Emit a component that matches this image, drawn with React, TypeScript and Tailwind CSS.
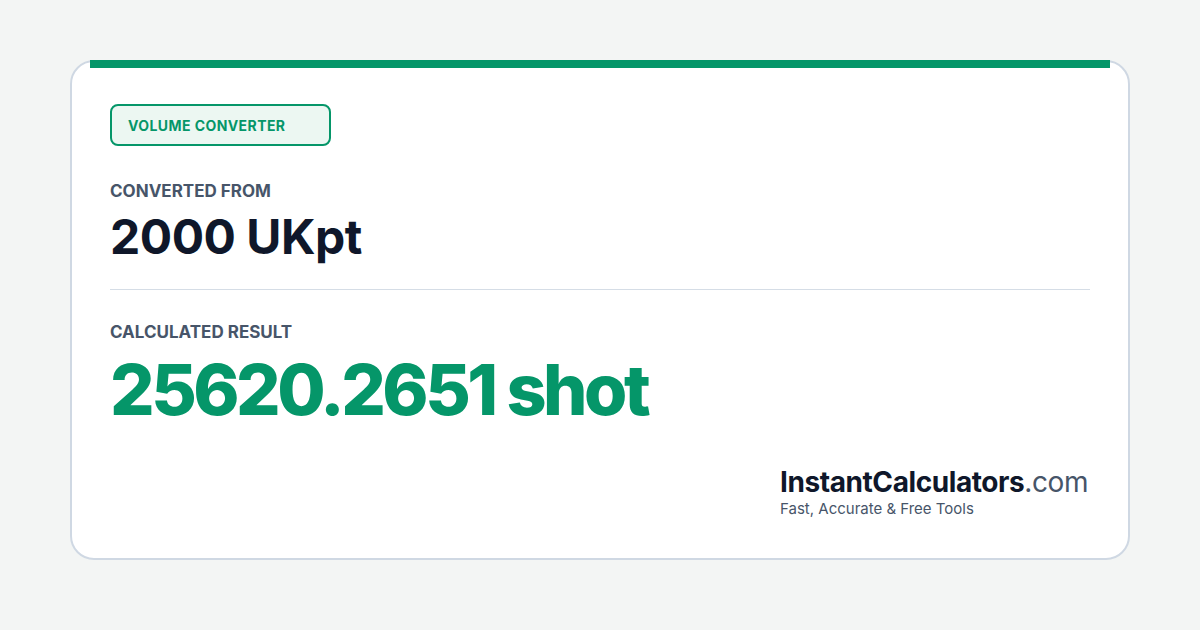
++++++++
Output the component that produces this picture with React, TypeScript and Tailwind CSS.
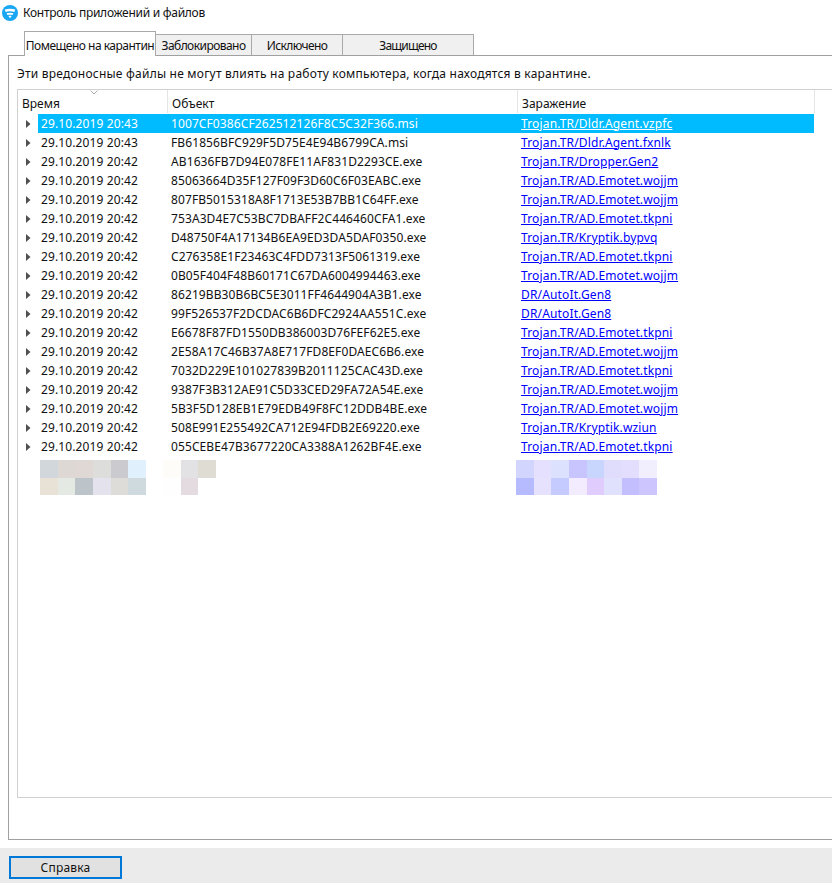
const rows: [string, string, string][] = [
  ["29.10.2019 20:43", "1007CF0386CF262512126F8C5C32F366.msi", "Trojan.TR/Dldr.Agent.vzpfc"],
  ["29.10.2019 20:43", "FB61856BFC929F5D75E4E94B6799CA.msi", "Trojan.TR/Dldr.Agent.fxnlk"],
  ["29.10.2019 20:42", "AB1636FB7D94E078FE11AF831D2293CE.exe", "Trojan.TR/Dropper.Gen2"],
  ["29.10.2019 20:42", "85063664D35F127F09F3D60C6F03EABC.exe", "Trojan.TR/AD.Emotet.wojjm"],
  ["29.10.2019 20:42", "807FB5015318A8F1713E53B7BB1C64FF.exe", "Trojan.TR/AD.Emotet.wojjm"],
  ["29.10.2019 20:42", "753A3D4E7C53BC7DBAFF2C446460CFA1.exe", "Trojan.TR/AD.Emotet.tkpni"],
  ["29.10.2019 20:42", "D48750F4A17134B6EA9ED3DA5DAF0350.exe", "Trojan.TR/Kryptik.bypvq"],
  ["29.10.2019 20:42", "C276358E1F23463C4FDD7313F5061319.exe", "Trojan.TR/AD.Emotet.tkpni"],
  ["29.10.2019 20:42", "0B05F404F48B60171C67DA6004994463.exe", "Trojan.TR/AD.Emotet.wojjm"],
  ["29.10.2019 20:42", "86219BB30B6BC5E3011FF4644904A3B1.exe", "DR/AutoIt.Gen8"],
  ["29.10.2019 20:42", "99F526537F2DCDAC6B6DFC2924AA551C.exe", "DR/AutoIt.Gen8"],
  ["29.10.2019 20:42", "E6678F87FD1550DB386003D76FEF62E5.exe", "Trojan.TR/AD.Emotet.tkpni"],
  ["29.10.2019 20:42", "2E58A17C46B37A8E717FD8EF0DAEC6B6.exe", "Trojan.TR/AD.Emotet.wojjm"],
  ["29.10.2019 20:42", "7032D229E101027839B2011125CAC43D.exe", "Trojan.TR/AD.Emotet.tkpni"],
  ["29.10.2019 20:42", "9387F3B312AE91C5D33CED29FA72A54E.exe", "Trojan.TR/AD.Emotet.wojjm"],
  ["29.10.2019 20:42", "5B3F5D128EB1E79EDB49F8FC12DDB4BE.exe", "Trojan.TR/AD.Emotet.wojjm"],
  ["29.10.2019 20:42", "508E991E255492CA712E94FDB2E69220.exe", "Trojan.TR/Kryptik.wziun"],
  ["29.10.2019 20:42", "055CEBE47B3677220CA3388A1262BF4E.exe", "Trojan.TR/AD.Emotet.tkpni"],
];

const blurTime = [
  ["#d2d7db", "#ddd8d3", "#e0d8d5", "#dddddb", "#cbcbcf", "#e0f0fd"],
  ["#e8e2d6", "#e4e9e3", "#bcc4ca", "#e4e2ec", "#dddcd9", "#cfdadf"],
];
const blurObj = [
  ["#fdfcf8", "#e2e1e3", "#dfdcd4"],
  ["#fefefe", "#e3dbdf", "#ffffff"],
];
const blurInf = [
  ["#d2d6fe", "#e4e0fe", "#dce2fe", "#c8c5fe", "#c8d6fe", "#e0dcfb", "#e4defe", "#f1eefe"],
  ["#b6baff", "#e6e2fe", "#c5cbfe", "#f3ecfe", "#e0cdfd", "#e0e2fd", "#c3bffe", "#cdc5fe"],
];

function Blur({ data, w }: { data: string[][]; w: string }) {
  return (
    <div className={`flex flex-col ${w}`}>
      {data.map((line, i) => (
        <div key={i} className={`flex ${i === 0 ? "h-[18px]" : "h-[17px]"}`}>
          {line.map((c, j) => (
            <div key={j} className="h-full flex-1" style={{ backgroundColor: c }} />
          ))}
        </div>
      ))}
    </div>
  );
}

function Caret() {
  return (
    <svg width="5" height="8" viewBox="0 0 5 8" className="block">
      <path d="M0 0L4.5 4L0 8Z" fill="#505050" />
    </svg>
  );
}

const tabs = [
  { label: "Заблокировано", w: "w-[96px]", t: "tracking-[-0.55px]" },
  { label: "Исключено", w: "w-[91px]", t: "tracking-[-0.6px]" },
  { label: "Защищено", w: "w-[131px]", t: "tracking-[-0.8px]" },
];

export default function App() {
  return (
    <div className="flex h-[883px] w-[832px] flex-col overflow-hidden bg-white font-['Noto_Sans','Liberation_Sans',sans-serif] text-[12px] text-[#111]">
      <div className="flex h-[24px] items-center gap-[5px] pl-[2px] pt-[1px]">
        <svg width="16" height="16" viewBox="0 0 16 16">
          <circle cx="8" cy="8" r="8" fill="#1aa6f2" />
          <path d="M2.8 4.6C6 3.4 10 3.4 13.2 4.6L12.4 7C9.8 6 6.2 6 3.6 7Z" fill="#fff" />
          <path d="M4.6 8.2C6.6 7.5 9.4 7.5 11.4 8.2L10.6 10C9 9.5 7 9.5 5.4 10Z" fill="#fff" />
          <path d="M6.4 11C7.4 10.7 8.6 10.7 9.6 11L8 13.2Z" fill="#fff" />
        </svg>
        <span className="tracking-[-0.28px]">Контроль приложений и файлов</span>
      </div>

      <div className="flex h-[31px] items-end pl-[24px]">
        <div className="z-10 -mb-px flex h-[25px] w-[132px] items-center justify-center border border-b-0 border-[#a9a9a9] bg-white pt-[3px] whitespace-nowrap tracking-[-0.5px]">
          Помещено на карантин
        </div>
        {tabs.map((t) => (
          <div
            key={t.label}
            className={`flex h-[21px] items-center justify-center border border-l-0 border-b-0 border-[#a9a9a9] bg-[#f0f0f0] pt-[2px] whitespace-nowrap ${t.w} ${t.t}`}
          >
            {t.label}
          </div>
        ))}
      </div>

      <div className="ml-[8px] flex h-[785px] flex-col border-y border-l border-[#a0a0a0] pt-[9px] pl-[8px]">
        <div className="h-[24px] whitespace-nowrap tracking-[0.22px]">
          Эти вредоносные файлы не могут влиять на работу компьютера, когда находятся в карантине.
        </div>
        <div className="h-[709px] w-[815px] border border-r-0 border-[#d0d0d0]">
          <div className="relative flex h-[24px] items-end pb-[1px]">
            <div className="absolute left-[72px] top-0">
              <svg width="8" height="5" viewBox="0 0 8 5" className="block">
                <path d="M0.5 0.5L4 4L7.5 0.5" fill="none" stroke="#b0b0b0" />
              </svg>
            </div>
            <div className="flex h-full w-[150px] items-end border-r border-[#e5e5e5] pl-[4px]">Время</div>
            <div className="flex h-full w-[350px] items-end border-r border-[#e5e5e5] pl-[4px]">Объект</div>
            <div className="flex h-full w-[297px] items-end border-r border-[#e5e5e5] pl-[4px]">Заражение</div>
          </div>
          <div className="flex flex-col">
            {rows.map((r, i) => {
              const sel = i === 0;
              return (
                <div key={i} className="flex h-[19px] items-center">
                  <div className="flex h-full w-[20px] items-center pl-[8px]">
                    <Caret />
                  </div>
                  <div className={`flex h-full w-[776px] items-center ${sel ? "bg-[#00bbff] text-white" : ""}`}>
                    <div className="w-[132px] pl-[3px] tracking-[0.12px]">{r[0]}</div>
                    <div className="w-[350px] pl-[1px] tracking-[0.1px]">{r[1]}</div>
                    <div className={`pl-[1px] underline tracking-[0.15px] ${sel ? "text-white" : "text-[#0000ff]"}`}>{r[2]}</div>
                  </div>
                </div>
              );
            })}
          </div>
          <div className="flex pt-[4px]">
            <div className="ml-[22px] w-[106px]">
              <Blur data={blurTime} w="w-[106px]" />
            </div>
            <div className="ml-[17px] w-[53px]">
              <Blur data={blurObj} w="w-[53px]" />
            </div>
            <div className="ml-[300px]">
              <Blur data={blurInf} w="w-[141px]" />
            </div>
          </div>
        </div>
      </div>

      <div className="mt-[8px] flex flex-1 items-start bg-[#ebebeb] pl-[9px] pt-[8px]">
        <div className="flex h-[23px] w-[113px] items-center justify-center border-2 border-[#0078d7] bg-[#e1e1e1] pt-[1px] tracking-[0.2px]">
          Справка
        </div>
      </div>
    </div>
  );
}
++++++++
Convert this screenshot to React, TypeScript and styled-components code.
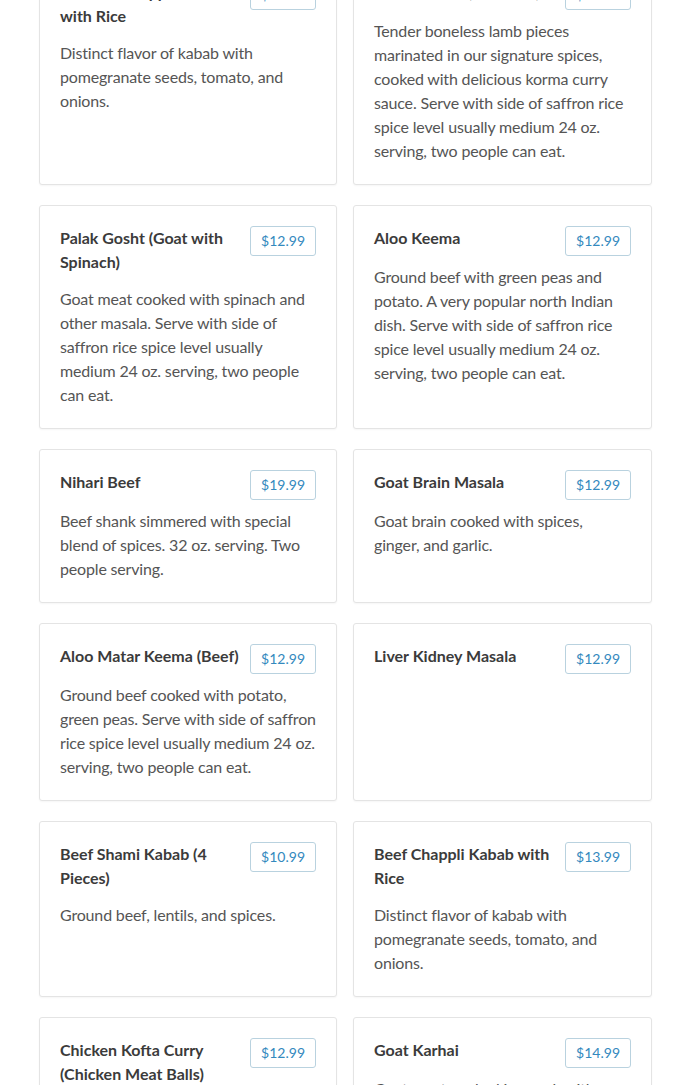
++++++++
TASK DIRECTIONS: Only a number is wanted: how many lines of the material include the word "React".

SOLUTION: 3